Azets: New IHT rules spark fear for UK business owners

Mark Pryce – Head of business tax at Azets in Scotland

Impending changes to UK inheritance tax (IHT) and business property relief (BPR), set to take effect from 6 April 2026, are sparking significant concern amongst business owners regarding their potential financial impact.

There is widespread anxiety about funding of unexpected tax liabilities and triggering a heightened risk of rushed or inappropriate decisions by business owners to sell or transfer ownership, a business tax expert is warning.

Currently, agricultural property relief allows farmland and related buildings to qualify for 100% relief from IHT but from 6 April 2026 the relief will be capped at £1 million per estate. Any excess will be taxed at 20% (half the standard IHT rate). Similarly, BPR, which offers up to 100% relief on qualifying business assets, will change with the first £1m of business assets being fully exempt, and any excess taxed at 20% (half the standard IHT rate).



“The drastic personal and commercial impacts of losing a key leader and important family member are already hard enough for businesses to bear. Add the looming tax changes on top results in a great deal of extra worry when the time comes”, said Mark Pryce, head of business tax with Azets in Scotland.

“It used to be the case that entrepreneurs and business owners could transfer over their longstanding commercial legacies to the next generation of business leaders to take forward, without the fear of a huge cash tax bill on their death.

“Now following a significantly increased tax burden there is the added risk that crucial decisions could be rushed ahead of 6 April next year which are not in the best interests of the business owners or families. Our advice to any business owners worried about the new BPR and IHT rules and their impact is to seek professional advice as soon as possible.”

To illustrate the potential impact of the new rules, Mr Pryce cites an example of the financial risks of making the wrong decisions on BPR and IHT.

He said: “Take a company owned by a brother and a sister in their 50s makes £2M profit per year – the bulk of the cash is reinvested annually to improve efficiency and competitiveness. Their business is worth £15M on paper, including these invested reserves, not drawn down by the owners.

“One of them tragically dies in mid-May 2025. The shares pass to the other in their will and as such, no tax arises. The business is left shocked by the awful event but trades on.

“Take the position mid-April 2026 – same circumstances. The value of the shares on passing is £7.5M, there is a £1M allowance and the rest gets taxed at 20% for IHT with the IHT bill at £1.3M. The problem now is – who funds the tax bill?”

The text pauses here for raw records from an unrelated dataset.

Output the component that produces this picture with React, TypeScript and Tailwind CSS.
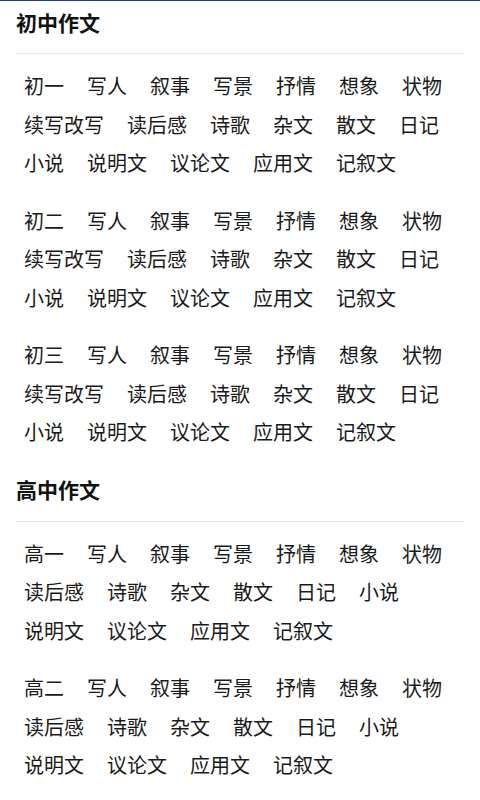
import React from "react";

const juniorRest = [
  "写人", "叙事", "写景", "抒情", "想象", "状物",
  "续写改写", "读后感", "诗歌", "杂文", "散文", "日记",
  "小说", "说明文", "议论文", "应用文", "记叙文",
];
const seniorRest = [
  "写人", "叙事", "写景", "抒情", "想象", "状物",
  "读后感", "诗歌", "杂文", "散文", "日记", "小说",
  "说明文", "议论文", "应用文", "记叙文",
];

function Group({ items }: { items: string[] }) {
  return (
    <div className="flex flex-wrap gap-x-[23px] px-6">
      {items.map((t, i) => (
        <span key={i} className="text-[20px] leading-[38.5px] text-[#1a1a1a] whitespace-nowrap">
          {t}
        </span>
      ))}
    </div>
  );
}

function Section({
  title,
  grades,
  rest,
  first,
}: {
  title: string;
  grades: string[];
  rest: string[];
  first?: boolean;
}) {
  return (
    <div className={first ? "pt-px" : "pt-[17px]"}>
      <h2 className="px-4 text-[21px] leading-[40px] font-bold text-[#111]">{title}</h2>
      <div className={"mx-4 h-px bg-[#e6e6e6] " + (first ? "mt-[11px]" : "mt-[12px]")} />
      <div className="pt-[13px] flex flex-col gap-[19px]">
        {grades.map((g, gi) => (
          <Group key={gi} items={[g, ...rest]} />
        ))}
      </div>
    </div>
  );
}

export default function App() {
  return (
    <div
      className="min-h-[800px] bg-white border-t border-[#1c3a8f]"
      style={{ fontFamily: '"Noto Sans CJK SC", "Noto Sans", sans-serif' }}
    >
      <Section title="初中作文" grades={["初一", "初二", "初三"]} rest={juniorRest} first />
      <Section title="高中作文" grades={["高一", "高二"]} rest={seniorRest} />
    </div>
  );
}
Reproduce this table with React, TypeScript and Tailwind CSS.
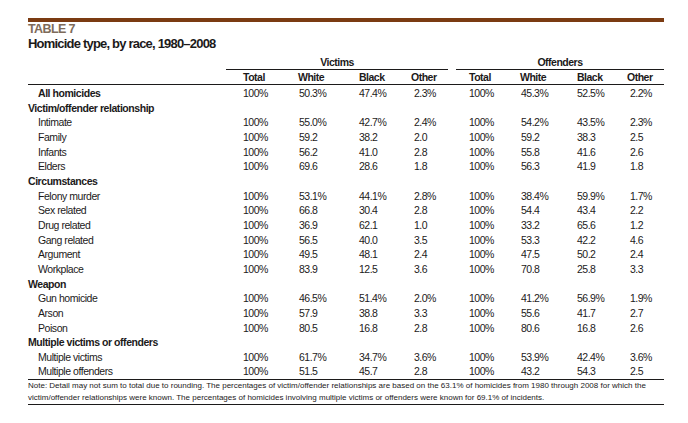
import React from "react";

type Row = { label: string; kind: "top" | "section" | "item"; v?: string[] };

const rows: Row[] = [
  { label: "All homicides", kind: "top", v: ["100%", "50.3%", "47.4%", "2.3%", "100%", "45.3%", "52.5%", "2.2%"] },
  { label: "Victim/offender relationship", kind: "section" },
  { label: "Intimate", kind: "item", v: ["100%", "55.0%", "42.7%", "2.4%", "100%", "54.2%", "43.5%", "2.3%"] },
  { label: "Family", kind: "item", v: ["100%", "59.2", "38.2", "2.0", "100%", "59.2", "38.3", "2.5"] },
  { label: "Infants", kind: "item", v: ["100%", "56.2", "41.0", "2.8", "100%", "55.8", "41.6", "2.6"] },
  { label: "Elders", kind: "item", v: ["100%", "69.6", "28.6", "1.8", "100%", "56.3", "41.9", "1.8"] },
  { label: "Circumstances", kind: "section" },
  { label: "Felony murder", kind: "item", v: ["100%", "53.1%", "44.1%", "2.8%", "100%", "38.4%", "59.9%", "1.7%"] },
  { label: "Sex related", kind: "item", v: ["100%", "66.8", "30.4", "2.8", "100%", "54.4", "43.4", "2.2"] },
  { label: "Drug related", kind: "item", v: ["100%", "36.9", "62.1", "1.0", "100%", "33.2", "65.6", "1.2"] },
  { label: "Gang related", kind: "item", v: ["100%", "56.5", "40.0", "3.5", "100%", "53.3", "42.2", "4.6"] },
  { label: "Argument", kind: "item", v: ["100%", "49.5", "48.1", "2.4", "100%", "47.5", "50.2", "2.4"] },
  { label: "Workplace", kind: "item", v: ["100%", "83.9", "12.5", "3.6", "100%", "70.8", "25.8", "3.3"] },
  { label: "Weapon", kind: "section" },
  { label: "Gun homicide", kind: "item", v: ["100%", "46.5%", "51.4%", "2.0%", "100%", "41.2%", "56.9%", "1.9%"] },
  { label: "Arson", kind: "item", v: ["100%", "57.9", "38.8", "3.3", "100%", "55.6", "41.7", "2.7"] },
  { label: "Poison", kind: "item", v: ["100%", "80.5", "16.8", "2.8", "100%", "80.6", "16.8", "2.6"] },
  { label: "Multiple victims or offenders", kind: "section" },
  { label: "Multiple victims", kind: "item", v: ["100%", "61.7%", "34.7%", "3.6%", "100%", "53.9%", "42.4%", "3.6%"] },
  { label: "Multiple offenders", kind: "item", v: ["100%", "51.5", "45.7", "2.8", "100%", "43.2", "54.3", "2.5"] },
];

const headers = ["Total", "White", "Black", "Other", "Total", "White", "Black", "Other"];

export default function App() {
  return (
    <div
      className="w-[688px] h-[423px] bg-white pt-[18px] text-[#1c1a1a]"
      style={{ fontFamily: "'Liberation Sans',Arial,sans-serif" }}
    >
      <div className="ml-[28px] w-[636px]">
        <div className="h-[4px] bg-[#7b3b12]" />
        <div className="text-[12.5px] font-bold leading-[14px] tracking-[-0.6px] text-[#7e6b5a]">TABLE 7</div>
        <div className="text-[13px] font-bold leading-[15px] tracking-[-0.8px]">
          Homicide type, by race, 1980–2008
        </div>

        <div className="mt-[5px] grid grid-cols-[198px_222px_8px_208px] text-[10.5px] font-bold leading-[13px] tracking-[-0.5px]">
          <div />
          <div className="text-center border-b border-[#1c1a1a]">Victims</div>
          <div />
          <div className="text-center border-b border-[#1c1a1a]">Offenders</div>
        </div>

        <div className="grid grid-cols-[215px_56px_60px_55px_55px_52px_56px_53px_34px] h-[15px] items-end border-b border-[#1c1a1a] text-[10.5px] font-bold leading-[14px] tracking-[-0.5px]">
          <div />
          {headers.map((h, i) => (
            <div key={i} className={i === 3 || i === 7 ? "-ml-[3px]" : i === 1 || i === 5 ? "-ml-[1px]" : ""}>
              {h}
            </div>
          ))}
        </div>

        <div className="pt-[1px]">
          {rows.map((r, i) => (
            <div
              key={i}
              className="grid grid-cols-[215px_56px_60px_55px_55px_52px_56px_53px_34px] h-[14.67px] leading-[14.67px] text-[10.5px] tracking-[-0.45px]"
            >
              <div
                className={
                  r.kind === "section"
                    ? "font-bold whitespace-nowrap"
                    : r.kind === "top"
                    ? "pl-[10px] font-bold"
                    : "pl-[10px]"
                }
              >
                {r.label}
              </div>
              {r.v
                ? r.v.map((x, j) => (
                    <div key={j} className="tracking-[-0.5px]">
                      {x}
                    </div>
                  ))
                : null}
            </div>
          ))}
        </div>

        <div className="border-t border-b border-[#1c1a1a] text-[8px] leading-[12px] whitespace-nowrap">
          Note: Detail may not sum to total due to rounding. The percentages of victim/offender relationships are based on the 63.1% of homicides from 1980 through 2008 for which the
          <br />
          victim/offender relationships were known. The percentages of homicides involving multiple victims or offenders were known for 69.1% of incidents.
        </div>
      </div>
    </div>
  );
}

Mr Pryce continued: “Owners aware of this risk are now looking at their options to protect their legacy businesses from failing when they are no longer here. Many are taking out life insurance to cover the risk of a cash funding crisis arising from the obligation to pay HMRC the IHT on death.

“These premiums are not cheap and in addition to NIC increases is adding to the cost of business crisis. In an ageing population this risk to business is widespread. Structured correctly, it may be possible to achieve some tax relief on these payments in certain circumstances which may offset this financial cost.

“More sophisticated planning involves, for example, the creation of cash funded pension pots by businesses so monies are set aside to draw upon to meet the tax bill in the event of death. Remembering though that pension funds will also be subject to IHT on death from 6 April 2027, this will also need to be factored into the planning. This has led some owners, instead of (or as well as) paying ongoing insurance premiums, seeking to reduce the value of their estate by establishing annuities streams to fund future IHT bills.

“Whilst some of these strategies do tend to attract ongoing income tax costs, ultimately the overall tax rate could be significantly lower, but the main theme here is that sufficient post tax cash gets tucked away in reserve for the sad day the ultimate IHT bill becomes payable.”

Concluding, Mr Pryce said: “The new BPR and IHT rules are complicated, expensive and causing widespread fear and worry for business owners.

“Given the low thresholds, relatively small businesses and their owners will be required to pay much higher IHT. These changes are just ten months away and we would encourage anyone concerned about their impact to seek advice and plan ahead.”